### STORED ROWS
================================

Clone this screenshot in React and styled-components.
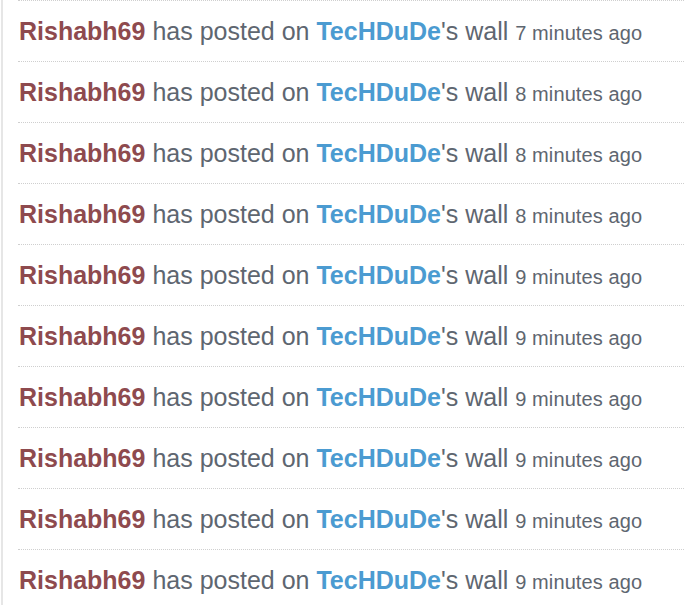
import React from "react";
import styled, { createGlobalStyle } from "styled-components";

const Global = createGlobalStyle`
  html, body { margin: 0; padding: 0; background: #fff; }
  body { font-family: "Liberation Sans", Arial, sans-serif; overflow: hidden; }
`;

const Feed = styled.ul`
  list-style: none;
  margin: 0 0 0 1px;
  padding: 0;
  border-left: 2px solid #e6e6e6;
  min-height: 605px;
`;

const Item = styled.li`
  margin-left: 15px;
  border-top: 1px dotted #cfcfcf;
  height: 60px;
  line-height: 60px;
  padding-left: 1px;
  white-space: nowrap;
  font-size: 25px;
  color: #5e6670;
`;

const User = styled.a`
  font-weight: bold;
  color: ${(p) => (p.$kind === "target" ? "#4b9bd1" : "#8e4a4e")};
  text-decoration: none;
`;

const Time = styled.span`
  font-size: 20px;
  letter-spacing: 0.1px;
  color: #5e6670;
`;

const data = [7, 8, 8, 8, 9, 9, 9, 9, 9, 9];

export default function App() {
  return (
    <>
      <Global />
      <Feed>
        {data.map((m, i) => (
          <Item key={i}>
            <User href="#">Rishabh69</User> has posted on{" "}
            <User href="#" $kind="target">TecHDuDe</User>'s wall{" "}
            <Time>{m} minutes ago</Time>
          </Item>
        ))}
      </Feed>
    </>
  );
}
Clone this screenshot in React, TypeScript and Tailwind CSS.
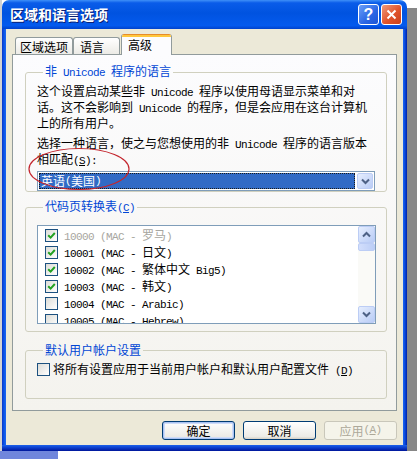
import type { ReactNode } from "react";

// half-width latin, close to SimSun 12px metrics (6px per char)
function M({ children }: { children: ReactNode }) {
  return (
    <span className="whitespace-pre font-['Liberation_Mono',monospace] text-[11px] tracking-[-0.6px]">
      {children}
    </span>
  );
}

function CheckBox({ checked = false }: { checked?: boolean }) {
  return (
    <span className="flex h-[13px] w-[13px] shrink-0 items-center justify-center border border-[#1c5180] bg-[linear-gradient(135deg,#dcdcd7,#ffffff)]">
      {checked && (
        <svg width="9" height="9" viewBox="0 0 9 9">
          <path d="M1.2 4.2 L3.6 6.6 L7.8 2" stroke="#21a121" strokeWidth="2" fill="none" />
        </svg>
      )}
    </span>
  );
}

function Chevron({ up = false }: { up?: boolean }) {
  return (
    <svg width="9" height="7" viewBox="0 0 9 7">
      <path
        d={up ? "M1 5.5 L4.5 2 L8 5.5" : "M1 1.5 L4.5 5 L8 1.5"}
        stroke="#4d6185"
        strokeWidth="2"
        fill="none"
      />
    </svg>
  );
}

function ScrollBtn({ up = false }: { up?: boolean }) {
  return (
    <div className="flex h-[17px] w-[17px] items-center justify-center rounded-[2px] border border-[#bccdf5] bg-[linear-gradient(135deg,#e6eefe,#b9ccf6)]">
      <Chevron up={up} />
    </div>
  );
}

const codePages = [
  { id: "10000", name: "罗马", checked: true, dim: true },
  { id: "10001", name: "日文", checked: true },
  { id: "10002", name: "繁体中文", extra: " Big5", checked: true },
  { id: "10003", name: "韩文", checked: true },
  { id: "10004", latin: "Arabic", checked: false },
  { id: "10005", latin: "Hebrew", checked: false },
];

function XpButton({
  children,
  primary = false,
  disabled = false,
}: {
  children: ReactNode;
  primary?: boolean;
  disabled?: boolean;
}) {
  return (
    <div
      className={
        disabled
          ? "flex h-[19px] w-[73px] items-center justify-center rounded-[3px] border border-[#c9c7ba] bg-[#f5f4ea] text-[#aca899]"
          : primary
            ? "flex h-[19px] w-[73px] items-center justify-center rounded-[3px] border border-[#003c74] bg-[linear-gradient(180deg,#ffffff,#ecebe6_85%,#d6d0c5)] shadow-[inset_0_0_0_1px_#a9c2f2,inset_0_0_0_2px_#cfdcf8]"
            : "flex h-[19px] w-[73px] items-center justify-center rounded-[3px] border border-[#003c74] bg-[linear-gradient(180deg,#ffffff,#ecebe6_85%,#d6d0c5)]"
      }
    >
      {children}
    </div>
  );
}

function Window() {
  return (
    <div className="flex w-[405px] flex-col overflow-hidden rounded-t-[7px]">
      {/* title bar */}
      <div className="flex h-[29px] items-center justify-between bg-[linear-gradient(180deg,#3f90f8_0%,#0a5ce9_10%,#0053e0_45%,#045aee_88%,#0042cc_100%)] pl-[8px] pr-[5px]">
        <span className="text-[14px] font-bold text-white [text-shadow:1px_1px_0_#0a1f74]">
          区域和语言选项
        </span>
        <div className="flex gap-[2px]">
          <div className="flex h-[21px] w-[21px] items-center justify-center rounded-[3px] border border-white bg-[linear-gradient(135deg,#6b9ff8,#2a66e4_60%,#1c55d6)] font-['Liberation_Sans',sans-serif] text-[16px] font-bold leading-none text-white">
            ?
          </div>
          <div className="flex h-[21px] w-[21px] items-center justify-center rounded-[3px] border border-white bg-[linear-gradient(135deg,#ee9a7c,#e0542c_55%,#c9401c)]">
            <svg width="11" height="11" viewBox="0 0 11 11">
              <path d="M1.5 1.5 L9.5 9.5 M9.5 1.5 L1.5 9.5" stroke="#fff" strokeWidth="2" />
            </svg>
          </div>
        </div>
      </div>

      <div className="flex">
        <div className="w-[4px] bg-[linear-gradient(90deg,#0a35c8,#0a55e8,#1d66f0)]" />
        <div className="flex h-[416px] w-[397px] flex-col bg-[#ece9d8]">
          {/* tabs */}
          <div className="flex h-[25px] items-end pl-[9px]">
            <div className="flex h-[17px] w-[58px] items-center rounded-t-[3px] border border-b-0 border-[#919b9c] bg-[linear-gradient(180deg,#ffffff,#ecebe6)] pl-[4px] pt-[1px]">
              区域选项
            </div>
            <div className="flex h-[17px] w-[47px] items-center rounded-t-[3px] border border-b-0 border-[#919b9c] bg-[linear-gradient(180deg,#ffffff,#ecebe6)] pl-[6px] pt-[1px]">
              语言
            </div>
            <div className="relative z-10 -mb-px ml-[1px] flex h-[21px] w-[51px] flex-col overflow-hidden rounded-t-[3px] border-x border-[#919b9c] bg-[#fcfcfe]">
              <div className="h-[1px] bg-[#e68b2c]" />
              <div className="h-[2px] bg-[#ffc73c]" />
              <div className="pl-[6px] pt-[1px] leading-[14px]">高级</div>
            </div>
          </div>

          {/* tab page */}
          <div className="ml-[6px] flex h-[357px] w-[385px] flex-col border border-[#919b9c] bg-[linear-gradient(180deg,#fcfcfe,#f4f3ee)] pl-[12px] pr-[9px] pt-[9px]">
            <fieldset className="h-[128px] rounded-[3px] border border-[#d0d0bf] pl-[11px]">
              <legend className="ml-[6px] px-[2px] leading-[14px] text-[#0046d5]">
                非<M> Unicode </M>程序的语言
              </legend>
              <div className="mt-[4px] whitespace-nowrap leading-[13px]">
                <div>
                  这个设置启动某些非<M> Unicode </M>程序以使用母语显示菜单和对
                </div>
                <div>
                  话。这不会影响到<M> Unicode </M>的程序，但是会应用在这台计算机
                </div>
                <div>上的所有用户。</div>
              </div>
              <div className="mt-[7px] whitespace-nowrap leading-[13px]">
                <div>
                  选择一种语言，使之与您想使用的非<M> Unicode </M>程序的语言版本
                </div>
                <div>
                  相匹配<M>(<u>S</u>):</M>
                </div>
              </div>
              <div className="mt-[3px] flex h-[20px] w-[338px] gap-[2px] border border-[#7f9db9] bg-white p-[1px]">
                <div className="flex flex-1 items-center border border-dotted border-[#1a1a1a] bg-[#316ac5] pl-[1px] text-white">
                  英语<M>(</M>美国<M>)</M>
                </div>
                <div className="flex w-[16px] items-center justify-center rounded-[2px] border border-[#bccdf5] bg-[linear-gradient(135deg,#e6eefe,#b9ccf6)]">
                  <Chevron />
                </div>
              </div>
            </fieldset>

            <fieldset className="mt-[7px] h-[133px] rounded-[3px] border border-[#d0d0bf] pl-[11px]">
              <legend className="ml-[6px] px-[2px] leading-[14px] text-[#0046d5]">
                代码页转换表<M>(<u>C</u>)</M>
              </legend>
              <div className="mt-[10px] flex h-[99px] w-[339px] border border-[#7f9db9] bg-white">
                <div className="flex-1 overflow-hidden pl-[7px] pt-[1px]">
                  {codePages.map((cp) => (
                    <div key={cp.id} className="flex h-[17px] items-center gap-[6px] whitespace-nowrap">
                      <CheckBox checked={cp.checked} />
                      <span className={cp.dim ? "text-[#a7a6a0]" : ""}>
                        <M>{cp.id} (MAC - </M>
                        {cp.name}
                        {cp.extra && <M>{cp.extra}</M>}
                        {cp.latin && <M>{cp.latin}</M>}
                        <M>)</M>
                      </span>
                    </div>
                  ))}
                </div>
                <div className="flex w-[17px] flex-col bg-[#fafaf7]">
                  <ScrollBtn up />
                  <div className="h-[8px] rounded-[2px] border border-[#bccdf5] bg-[linear-gradient(90deg,#d2defc,#bccef6)]" />
                  <div className="flex-1" />
                  <ScrollBtn />
                </div>
              </div>
            </fieldset>

            <fieldset className="mt-[11px] h-[56px] rounded-[3px] border border-[#d0d0bf] pl-[11px]">
              <legend className="ml-[6px] px-[2px] leading-[14px] text-[#0046d5]">
                默认用户帐户设置
              </legend>
              <div className="mt-[5px] flex h-[15px] items-center gap-[3px] whitespace-nowrap">
                <CheckBox />
                <span>
                  将所有设置应用于当前用户帐户和默认用户配置文件<M> (<u>D</u>)</M>
                </span>
              </div>
            </fieldset>
          </div>

          {/* dialog buttons */}
          <div className="flex justify-end gap-[8px] pr-[6px] pt-[10px]">
            <XpButton primary>确定</XpButton>
            <XpButton>取消</XpButton>
            <XpButton disabled>
              应用<M>(<u>A</u>)</M>
            </XpButton>
          </div>
        </div>
        <div className="w-[4px] bg-[linear-gradient(270deg,#0020a8,#0748dc,#1d66f0)]" />
      </div>
      <div className="h-[6px] bg-[linear-gradient(180deg,#1c62ec,#0a3ac8,#00169a)]" />
    </div>
  );
}

export default function App() {
  return (
    <div className="relative flex h-[459px] w-[417px] flex-col overflow-hidden bg-white font-['Noto_Sans_CJK_SC',sans-serif] text-[12px] text-black">
      <div className="flex h-[451px]">
        <div className="w-[2px] bg-[#d2d2d2]" />
        <Window />
        <div className="flex w-[10px] flex-col">
          <div className="h-[8px] bg-white" />
          <div className="flex-1 bg-[#878787]" />
        </div>
      </div>
      <div className="flex h-[8px]">
        <div className="w-[58px] bg-[#7086dc]" />
        <div className="flex-1 bg-white" />
      </div>

      {/* hand-drawn red annotation round the selected language */}
      <svg className="absolute left-[26px] top-[146px]" width="106" height="48" viewBox="0 0 106 48">
        <ellipse cx="53" cy="23" rx="50" ry="20.5" fill="none" stroke="#c4262e" strokeWidth="1.2" />
      </svg>
    </div>
  );
}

================================

### WHAT YOU ARE ASKED TO DO
Write out the lines from the start of the material to the line with "const data = [7, 8, 8, 8, 9, 9, 9, 9, 9, 9];", inclusive and exactly. Skip the pictures.

### WORKED SOLUTION
Clone this screenshot in React and styled-components.
import React from "react";
import styled, { createGlobalStyle } from "styled-components";

const Global = createGlobalStyle`
  html, body { margin: 0; padding: 0; background: #fff; }
  body { font-family: "Liberation Sans", Arial, sans-serif; overflow: hidden; }
`;

const Feed = styled.ul`
  list-style: none;
  margin: 0 0 0 1px;
  padding: 0;
  border-left: 2px solid #e6e6e6;
  min-height: 605px;
`;

const Item = styled.li`
  margin-left: 15px;
  border-top: 1px dotted #cfcfcf;
  height: 60px;
  line-height: 60px;
  padding-left: 1px;
  white-space: nowrap;
  font-size: 25px;
  color: #5e6670;
`;

const User = styled.a`
  font-weight: bold;
  color: ${(p) => (p.$kind === "target" ? "#4b9bd1" : "#8e4a4e")};
  text-decoration: none;
`;

const Time = styled.span`
  font-size: 20px;
  letter-spacing: 0.1px;
  color: #5e6670;
`;

const data = [7, 8, 8, 8, 9, 9, 9, 9, 9, 9];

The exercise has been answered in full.